Claire Boucher has never been the one to shy away from collapsing her passions into the belly of the beat. Her breakthrough as Grimes, the colossal Visions, played around with pop music tropes, but did so with a sense of distance and curiosity, teasing out its musical nirvana with the power of innocence – even with its legs firmly planted in oblique dissonance and beguiling paranoia, the album bubbled over in a childlike graze that accentuated its beating human heart. Visions was the sound of a muted orgasm. Art Angels, on the other hand, blasts outward with intense pleasure.
Art Angels is a pleasure principle of cartoonish self-orchestration. Boucher dives head first onto the inner workings of pop music, in her quest to design her own excessive hybrid of the genre. The sound is blatantly shimmering – something akin to the sound of Taylor Swift’s laser-guided escapism beamed into Ray of Light-era Madonna, torn apart by ‘90s pop-punk, and then spliced together again by an overworked k-pop girl group.

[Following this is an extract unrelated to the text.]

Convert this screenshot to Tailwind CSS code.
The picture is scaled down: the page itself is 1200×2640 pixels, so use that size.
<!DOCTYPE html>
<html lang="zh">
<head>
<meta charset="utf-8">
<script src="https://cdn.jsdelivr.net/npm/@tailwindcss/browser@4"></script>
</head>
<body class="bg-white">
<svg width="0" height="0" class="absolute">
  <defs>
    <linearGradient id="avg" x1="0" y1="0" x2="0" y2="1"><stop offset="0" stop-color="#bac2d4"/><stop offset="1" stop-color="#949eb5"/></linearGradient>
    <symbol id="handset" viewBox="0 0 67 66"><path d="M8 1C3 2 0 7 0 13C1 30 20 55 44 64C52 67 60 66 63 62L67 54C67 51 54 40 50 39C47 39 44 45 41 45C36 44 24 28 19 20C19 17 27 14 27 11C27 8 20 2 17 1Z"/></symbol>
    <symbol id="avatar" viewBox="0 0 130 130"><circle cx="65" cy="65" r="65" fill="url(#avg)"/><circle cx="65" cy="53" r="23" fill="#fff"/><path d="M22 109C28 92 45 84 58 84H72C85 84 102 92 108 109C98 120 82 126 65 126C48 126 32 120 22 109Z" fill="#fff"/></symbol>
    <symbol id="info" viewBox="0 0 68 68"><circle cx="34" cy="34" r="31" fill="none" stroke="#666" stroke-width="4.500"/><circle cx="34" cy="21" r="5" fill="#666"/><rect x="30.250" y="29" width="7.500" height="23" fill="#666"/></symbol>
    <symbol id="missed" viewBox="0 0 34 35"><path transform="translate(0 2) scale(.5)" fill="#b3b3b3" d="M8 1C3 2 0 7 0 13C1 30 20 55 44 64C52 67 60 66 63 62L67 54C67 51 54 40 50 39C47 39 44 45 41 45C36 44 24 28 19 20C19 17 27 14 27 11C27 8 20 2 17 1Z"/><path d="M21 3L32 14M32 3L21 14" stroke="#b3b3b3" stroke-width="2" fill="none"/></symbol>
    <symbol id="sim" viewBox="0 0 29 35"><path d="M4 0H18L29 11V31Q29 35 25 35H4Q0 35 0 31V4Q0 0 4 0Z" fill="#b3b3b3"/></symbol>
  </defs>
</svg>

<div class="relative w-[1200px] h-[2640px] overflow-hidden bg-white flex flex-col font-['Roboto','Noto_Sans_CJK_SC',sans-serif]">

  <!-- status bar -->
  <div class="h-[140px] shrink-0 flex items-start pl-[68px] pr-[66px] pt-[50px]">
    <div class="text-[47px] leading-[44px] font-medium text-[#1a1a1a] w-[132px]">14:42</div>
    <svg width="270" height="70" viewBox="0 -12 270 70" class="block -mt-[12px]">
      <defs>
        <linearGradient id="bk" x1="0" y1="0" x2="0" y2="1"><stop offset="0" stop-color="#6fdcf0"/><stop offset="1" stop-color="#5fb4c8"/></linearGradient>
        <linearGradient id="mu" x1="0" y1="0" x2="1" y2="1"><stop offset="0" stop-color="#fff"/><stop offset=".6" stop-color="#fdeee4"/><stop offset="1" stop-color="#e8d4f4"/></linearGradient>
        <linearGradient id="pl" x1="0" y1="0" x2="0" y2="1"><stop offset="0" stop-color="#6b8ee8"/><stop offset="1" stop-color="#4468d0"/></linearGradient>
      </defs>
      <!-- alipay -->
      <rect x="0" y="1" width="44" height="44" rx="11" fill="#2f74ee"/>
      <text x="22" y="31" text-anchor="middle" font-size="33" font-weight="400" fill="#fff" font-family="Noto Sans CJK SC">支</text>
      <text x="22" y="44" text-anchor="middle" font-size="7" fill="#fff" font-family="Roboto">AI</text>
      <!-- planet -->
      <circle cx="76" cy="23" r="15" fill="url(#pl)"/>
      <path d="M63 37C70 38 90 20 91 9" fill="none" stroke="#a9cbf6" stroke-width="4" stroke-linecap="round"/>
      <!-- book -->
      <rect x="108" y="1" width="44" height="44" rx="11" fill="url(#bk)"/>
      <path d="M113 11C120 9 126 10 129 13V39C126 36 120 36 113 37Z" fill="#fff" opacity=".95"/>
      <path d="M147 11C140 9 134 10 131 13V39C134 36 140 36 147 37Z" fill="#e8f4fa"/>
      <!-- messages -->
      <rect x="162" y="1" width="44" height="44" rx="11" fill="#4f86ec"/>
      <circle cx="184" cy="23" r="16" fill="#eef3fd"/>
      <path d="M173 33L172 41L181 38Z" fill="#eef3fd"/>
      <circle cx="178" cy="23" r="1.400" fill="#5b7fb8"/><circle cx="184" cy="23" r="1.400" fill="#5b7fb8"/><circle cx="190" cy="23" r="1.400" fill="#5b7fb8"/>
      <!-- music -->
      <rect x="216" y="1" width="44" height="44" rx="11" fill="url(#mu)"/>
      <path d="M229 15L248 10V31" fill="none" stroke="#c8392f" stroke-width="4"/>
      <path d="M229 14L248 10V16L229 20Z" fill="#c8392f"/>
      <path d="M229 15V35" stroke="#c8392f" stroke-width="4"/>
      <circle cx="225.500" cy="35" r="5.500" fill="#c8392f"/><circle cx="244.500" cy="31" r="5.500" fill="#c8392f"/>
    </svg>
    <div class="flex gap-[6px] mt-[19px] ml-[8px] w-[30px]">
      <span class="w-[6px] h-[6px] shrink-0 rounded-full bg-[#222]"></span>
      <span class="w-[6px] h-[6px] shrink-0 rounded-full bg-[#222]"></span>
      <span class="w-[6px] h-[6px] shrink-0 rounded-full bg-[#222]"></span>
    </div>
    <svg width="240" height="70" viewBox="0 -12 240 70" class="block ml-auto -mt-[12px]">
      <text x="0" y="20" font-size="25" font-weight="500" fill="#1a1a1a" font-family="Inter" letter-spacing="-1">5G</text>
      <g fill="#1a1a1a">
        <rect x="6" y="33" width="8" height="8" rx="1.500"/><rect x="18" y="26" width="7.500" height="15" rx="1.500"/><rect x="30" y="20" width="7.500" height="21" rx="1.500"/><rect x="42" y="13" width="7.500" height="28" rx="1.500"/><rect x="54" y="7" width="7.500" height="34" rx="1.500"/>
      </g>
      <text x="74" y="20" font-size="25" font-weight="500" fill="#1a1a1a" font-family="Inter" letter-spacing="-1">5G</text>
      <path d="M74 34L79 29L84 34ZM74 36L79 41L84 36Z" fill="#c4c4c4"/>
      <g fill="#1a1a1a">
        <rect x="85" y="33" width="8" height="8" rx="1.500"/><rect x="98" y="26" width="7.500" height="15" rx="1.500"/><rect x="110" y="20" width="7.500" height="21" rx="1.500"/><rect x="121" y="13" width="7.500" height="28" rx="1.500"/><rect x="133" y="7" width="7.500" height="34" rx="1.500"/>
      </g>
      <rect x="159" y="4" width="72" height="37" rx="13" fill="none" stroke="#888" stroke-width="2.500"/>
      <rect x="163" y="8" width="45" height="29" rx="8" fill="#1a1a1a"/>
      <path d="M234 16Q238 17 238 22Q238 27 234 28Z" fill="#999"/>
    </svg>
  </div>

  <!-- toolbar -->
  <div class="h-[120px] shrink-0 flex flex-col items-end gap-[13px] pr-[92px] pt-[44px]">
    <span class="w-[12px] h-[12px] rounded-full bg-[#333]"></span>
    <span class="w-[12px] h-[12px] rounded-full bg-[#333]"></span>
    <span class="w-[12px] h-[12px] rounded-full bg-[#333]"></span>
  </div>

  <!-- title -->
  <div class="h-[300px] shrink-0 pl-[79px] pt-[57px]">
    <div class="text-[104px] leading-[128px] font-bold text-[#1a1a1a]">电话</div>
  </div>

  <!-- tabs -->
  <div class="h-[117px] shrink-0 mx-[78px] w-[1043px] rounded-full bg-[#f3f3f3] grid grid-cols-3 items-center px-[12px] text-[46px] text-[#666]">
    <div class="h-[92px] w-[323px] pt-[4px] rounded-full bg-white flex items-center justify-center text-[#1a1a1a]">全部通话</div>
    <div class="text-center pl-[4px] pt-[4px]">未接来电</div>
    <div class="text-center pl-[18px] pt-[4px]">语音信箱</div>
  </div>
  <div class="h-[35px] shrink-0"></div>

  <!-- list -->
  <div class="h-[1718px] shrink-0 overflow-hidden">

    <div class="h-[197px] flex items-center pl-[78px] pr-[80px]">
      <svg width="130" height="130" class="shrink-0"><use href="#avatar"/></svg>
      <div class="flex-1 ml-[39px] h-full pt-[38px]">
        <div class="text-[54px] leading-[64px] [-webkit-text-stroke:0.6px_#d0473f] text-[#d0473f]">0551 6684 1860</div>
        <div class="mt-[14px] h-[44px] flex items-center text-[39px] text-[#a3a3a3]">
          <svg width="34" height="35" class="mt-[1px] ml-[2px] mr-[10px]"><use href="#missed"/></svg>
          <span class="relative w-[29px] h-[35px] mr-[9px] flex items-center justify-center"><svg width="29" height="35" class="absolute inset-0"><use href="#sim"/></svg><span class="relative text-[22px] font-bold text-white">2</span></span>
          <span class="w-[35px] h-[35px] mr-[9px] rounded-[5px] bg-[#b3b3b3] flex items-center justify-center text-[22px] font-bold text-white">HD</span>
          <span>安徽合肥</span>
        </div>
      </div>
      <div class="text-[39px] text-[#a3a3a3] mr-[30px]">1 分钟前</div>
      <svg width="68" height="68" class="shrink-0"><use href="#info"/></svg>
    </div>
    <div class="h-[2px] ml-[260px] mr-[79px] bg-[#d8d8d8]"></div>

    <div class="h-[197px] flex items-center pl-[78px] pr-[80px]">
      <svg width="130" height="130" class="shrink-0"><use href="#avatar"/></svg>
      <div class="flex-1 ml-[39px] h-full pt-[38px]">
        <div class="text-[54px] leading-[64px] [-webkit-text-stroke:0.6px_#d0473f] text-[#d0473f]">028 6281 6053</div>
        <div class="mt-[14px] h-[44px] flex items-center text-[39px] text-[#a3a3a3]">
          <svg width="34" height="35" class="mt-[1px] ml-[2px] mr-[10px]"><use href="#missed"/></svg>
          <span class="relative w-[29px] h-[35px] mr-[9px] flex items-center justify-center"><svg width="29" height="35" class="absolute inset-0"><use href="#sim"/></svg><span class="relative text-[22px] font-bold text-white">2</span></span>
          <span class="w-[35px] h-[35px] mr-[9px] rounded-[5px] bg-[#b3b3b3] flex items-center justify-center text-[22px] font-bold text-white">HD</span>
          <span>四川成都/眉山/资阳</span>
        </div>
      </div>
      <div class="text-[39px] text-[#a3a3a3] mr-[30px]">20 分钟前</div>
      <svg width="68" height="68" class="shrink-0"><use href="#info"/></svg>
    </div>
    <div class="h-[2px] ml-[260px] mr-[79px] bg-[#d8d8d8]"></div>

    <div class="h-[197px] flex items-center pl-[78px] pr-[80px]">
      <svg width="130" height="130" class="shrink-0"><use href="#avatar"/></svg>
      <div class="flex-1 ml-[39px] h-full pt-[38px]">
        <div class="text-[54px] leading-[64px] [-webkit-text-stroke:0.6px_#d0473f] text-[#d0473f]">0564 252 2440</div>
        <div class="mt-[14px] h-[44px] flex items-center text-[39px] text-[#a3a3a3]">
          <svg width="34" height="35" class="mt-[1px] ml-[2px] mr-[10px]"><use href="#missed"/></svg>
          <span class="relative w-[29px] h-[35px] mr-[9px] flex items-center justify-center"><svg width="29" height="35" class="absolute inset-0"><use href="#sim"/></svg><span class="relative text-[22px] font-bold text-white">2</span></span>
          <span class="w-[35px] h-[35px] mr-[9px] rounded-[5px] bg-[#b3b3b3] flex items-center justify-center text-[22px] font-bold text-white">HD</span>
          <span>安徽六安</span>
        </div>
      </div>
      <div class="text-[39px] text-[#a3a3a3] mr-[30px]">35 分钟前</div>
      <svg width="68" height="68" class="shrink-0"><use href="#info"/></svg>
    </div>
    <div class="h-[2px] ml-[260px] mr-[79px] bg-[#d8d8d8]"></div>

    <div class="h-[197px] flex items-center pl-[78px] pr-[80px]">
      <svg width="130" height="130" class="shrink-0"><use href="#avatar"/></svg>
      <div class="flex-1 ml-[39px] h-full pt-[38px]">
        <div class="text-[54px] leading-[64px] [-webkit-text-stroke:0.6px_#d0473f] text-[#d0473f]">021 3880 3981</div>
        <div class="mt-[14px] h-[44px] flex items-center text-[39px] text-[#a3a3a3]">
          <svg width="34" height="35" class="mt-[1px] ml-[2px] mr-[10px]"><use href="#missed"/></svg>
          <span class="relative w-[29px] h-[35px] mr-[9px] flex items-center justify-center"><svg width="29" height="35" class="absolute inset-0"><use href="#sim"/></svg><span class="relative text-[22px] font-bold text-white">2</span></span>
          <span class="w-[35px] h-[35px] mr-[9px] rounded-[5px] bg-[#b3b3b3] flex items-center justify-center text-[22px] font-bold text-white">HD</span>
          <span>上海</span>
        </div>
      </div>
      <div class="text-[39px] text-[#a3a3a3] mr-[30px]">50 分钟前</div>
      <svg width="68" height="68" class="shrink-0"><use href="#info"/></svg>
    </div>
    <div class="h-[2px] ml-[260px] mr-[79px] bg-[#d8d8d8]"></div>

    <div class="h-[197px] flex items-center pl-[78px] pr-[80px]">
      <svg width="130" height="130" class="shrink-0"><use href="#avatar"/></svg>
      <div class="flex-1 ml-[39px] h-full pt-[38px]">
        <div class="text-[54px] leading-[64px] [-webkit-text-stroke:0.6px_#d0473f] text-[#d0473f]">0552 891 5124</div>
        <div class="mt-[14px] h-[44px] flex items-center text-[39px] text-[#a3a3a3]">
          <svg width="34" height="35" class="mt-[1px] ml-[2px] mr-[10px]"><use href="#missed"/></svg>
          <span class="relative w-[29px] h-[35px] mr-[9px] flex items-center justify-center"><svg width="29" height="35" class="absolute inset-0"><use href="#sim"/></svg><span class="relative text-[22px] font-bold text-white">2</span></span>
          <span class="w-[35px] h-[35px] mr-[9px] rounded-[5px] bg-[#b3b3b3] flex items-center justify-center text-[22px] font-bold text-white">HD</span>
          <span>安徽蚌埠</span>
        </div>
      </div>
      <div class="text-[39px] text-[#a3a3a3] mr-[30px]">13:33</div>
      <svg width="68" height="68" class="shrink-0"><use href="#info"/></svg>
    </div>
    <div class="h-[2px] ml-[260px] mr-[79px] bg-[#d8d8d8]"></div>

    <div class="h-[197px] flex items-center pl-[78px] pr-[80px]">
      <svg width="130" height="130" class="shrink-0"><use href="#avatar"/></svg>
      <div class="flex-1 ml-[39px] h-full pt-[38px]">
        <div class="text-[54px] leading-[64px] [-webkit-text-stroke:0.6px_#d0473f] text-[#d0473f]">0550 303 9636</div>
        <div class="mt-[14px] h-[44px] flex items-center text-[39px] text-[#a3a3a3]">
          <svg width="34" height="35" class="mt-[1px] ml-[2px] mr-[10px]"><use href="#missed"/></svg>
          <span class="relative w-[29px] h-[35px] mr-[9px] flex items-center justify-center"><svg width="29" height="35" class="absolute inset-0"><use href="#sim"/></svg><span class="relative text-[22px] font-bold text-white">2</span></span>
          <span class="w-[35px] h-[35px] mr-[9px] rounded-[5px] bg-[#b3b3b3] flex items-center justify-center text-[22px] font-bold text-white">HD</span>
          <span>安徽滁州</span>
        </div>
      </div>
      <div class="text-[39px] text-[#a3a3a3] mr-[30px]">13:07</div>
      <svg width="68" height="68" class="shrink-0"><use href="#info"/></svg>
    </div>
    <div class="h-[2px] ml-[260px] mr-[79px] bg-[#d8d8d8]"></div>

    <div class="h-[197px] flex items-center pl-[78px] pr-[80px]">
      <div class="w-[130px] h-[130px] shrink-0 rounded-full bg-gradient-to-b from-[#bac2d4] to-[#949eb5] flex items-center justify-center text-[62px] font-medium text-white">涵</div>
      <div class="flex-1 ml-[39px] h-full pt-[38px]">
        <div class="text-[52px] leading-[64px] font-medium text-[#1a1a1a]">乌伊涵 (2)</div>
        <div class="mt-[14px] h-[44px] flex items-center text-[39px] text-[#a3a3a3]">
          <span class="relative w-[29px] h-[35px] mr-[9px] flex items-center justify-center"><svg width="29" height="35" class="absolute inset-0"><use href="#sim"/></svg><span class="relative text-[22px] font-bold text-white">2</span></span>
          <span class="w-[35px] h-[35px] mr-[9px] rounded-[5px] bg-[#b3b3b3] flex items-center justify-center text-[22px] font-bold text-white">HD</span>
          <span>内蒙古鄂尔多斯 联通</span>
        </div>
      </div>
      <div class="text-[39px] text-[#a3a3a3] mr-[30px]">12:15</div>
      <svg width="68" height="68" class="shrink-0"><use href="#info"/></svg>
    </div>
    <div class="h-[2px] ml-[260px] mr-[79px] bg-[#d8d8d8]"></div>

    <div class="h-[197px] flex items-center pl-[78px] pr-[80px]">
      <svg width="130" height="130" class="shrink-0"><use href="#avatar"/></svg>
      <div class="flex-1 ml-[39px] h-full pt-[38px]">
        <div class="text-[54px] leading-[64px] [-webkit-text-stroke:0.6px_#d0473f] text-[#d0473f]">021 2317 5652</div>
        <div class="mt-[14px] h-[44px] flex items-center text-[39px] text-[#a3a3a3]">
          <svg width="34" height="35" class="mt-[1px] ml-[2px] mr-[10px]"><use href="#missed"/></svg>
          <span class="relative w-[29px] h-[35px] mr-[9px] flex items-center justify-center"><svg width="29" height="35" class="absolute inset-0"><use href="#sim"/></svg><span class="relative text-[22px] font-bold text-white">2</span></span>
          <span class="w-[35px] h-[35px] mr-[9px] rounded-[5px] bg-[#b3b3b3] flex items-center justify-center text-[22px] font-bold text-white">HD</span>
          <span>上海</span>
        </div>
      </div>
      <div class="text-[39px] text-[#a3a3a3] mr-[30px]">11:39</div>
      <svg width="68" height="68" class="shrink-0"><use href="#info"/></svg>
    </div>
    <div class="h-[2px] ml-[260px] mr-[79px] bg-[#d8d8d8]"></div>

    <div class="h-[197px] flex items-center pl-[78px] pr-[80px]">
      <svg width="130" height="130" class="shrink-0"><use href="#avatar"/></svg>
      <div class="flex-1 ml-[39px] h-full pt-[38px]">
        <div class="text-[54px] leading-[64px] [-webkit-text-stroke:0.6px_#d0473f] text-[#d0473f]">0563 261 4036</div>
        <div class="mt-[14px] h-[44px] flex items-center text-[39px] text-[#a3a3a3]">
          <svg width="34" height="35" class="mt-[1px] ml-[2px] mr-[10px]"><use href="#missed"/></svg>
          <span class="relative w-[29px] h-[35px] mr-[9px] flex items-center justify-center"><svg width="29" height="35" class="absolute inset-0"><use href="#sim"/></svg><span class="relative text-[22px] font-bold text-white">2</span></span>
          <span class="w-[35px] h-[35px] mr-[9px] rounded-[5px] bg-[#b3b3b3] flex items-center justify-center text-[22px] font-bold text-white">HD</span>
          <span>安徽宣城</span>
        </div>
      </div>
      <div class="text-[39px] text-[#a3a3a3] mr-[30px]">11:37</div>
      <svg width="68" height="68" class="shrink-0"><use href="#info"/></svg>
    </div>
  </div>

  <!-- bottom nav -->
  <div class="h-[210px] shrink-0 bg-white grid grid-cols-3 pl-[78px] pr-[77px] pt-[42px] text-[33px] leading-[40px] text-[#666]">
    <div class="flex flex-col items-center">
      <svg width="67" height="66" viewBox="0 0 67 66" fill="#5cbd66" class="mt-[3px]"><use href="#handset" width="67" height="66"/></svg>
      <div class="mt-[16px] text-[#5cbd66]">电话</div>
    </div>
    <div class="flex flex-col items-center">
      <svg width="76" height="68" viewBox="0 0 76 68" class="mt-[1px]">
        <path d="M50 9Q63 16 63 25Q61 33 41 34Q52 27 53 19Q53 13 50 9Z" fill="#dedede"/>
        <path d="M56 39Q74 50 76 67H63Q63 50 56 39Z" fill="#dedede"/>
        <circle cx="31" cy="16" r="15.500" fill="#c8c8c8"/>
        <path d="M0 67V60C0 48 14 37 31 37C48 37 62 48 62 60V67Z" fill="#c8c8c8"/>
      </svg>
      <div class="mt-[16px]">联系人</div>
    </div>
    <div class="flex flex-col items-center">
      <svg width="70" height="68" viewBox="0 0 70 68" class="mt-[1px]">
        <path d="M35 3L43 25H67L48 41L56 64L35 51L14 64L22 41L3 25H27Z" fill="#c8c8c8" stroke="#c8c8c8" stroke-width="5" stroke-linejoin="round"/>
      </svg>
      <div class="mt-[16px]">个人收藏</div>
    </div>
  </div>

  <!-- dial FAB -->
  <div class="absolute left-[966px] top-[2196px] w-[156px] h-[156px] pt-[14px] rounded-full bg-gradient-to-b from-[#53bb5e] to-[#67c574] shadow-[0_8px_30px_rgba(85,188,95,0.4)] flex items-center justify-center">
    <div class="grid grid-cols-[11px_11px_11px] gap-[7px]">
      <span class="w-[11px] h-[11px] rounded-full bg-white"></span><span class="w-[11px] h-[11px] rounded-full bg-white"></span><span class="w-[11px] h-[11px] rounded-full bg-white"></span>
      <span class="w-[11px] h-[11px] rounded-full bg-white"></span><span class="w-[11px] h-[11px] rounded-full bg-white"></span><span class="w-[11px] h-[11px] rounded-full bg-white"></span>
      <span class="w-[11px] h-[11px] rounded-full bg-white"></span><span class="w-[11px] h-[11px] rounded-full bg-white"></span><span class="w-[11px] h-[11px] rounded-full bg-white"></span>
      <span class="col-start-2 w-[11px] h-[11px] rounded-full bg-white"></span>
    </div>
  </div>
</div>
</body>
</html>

There is an undeniable plethora of identities present on Art Angels, but it would be unsympathetic to judge the bombast of Boucher’s multiplied perspectives by the sum of its references: This is existential music in the purest sense of the word, the artistic equivalent of the whooshing sound you get in the ears when having an adrenaline rush.
Relentless overindulgence is the key on Art Angels. “Everything I love becomes everything I do,” Boucher sings with stirring immediacy on the title song, a mantra for her polymorphous compression of musical existentialism. Her voice weaves in and out of character, every song teasing out a new identity, all coming to life through the power of her expressive articulation. ‘Kill V. Maim’ pours out its “BE! AGGRESSIVE!”-chant of misandry, with Boucher commanding the songs’ raging melodies to hit straight in the solar plexus. ‘California’, glimmering in all its country-meets-dancehall glory, is a gut-wrenching performance, exposing her discontent with public scrutiny: “The things they see in me, I cannot see myself / When you get bored of me, I’ll be back on the shelf,” she sings, letting the metaphor of the sunshine state swallow her whole, like the clickbait-gore of a derivative music press.
Whether you are high or low, pop sorcery is about finding a balance between the light and the heavy elements of existence. On Art Angels, Boucher’s most audacious work to date, the mind-addling performance and far-reaching musicianship proves to be a rallying cry for Grimes to be understood on her own terms. She has orchestrated a stylistically perverse soundscape – the brain-rattling fever dream of a Hieronymus Bosch-scape paired with the binaries of modern pop music – to atomise her frustrations about cultural boundaries. Infectious and danceable as it is, Art Angels stands as a riot against marginalisation, the sound of a subversive feminist dismantling typecasting, a defiance rave against music industry approbation. Like Patti Smith before her, Boucher has collapsed her passions into a pit of confidence, and blasted them out with maximum force, ensuring that these songs will have an impact far beyond the context of the internet-cycle. Nobody died for the sins of this art angel.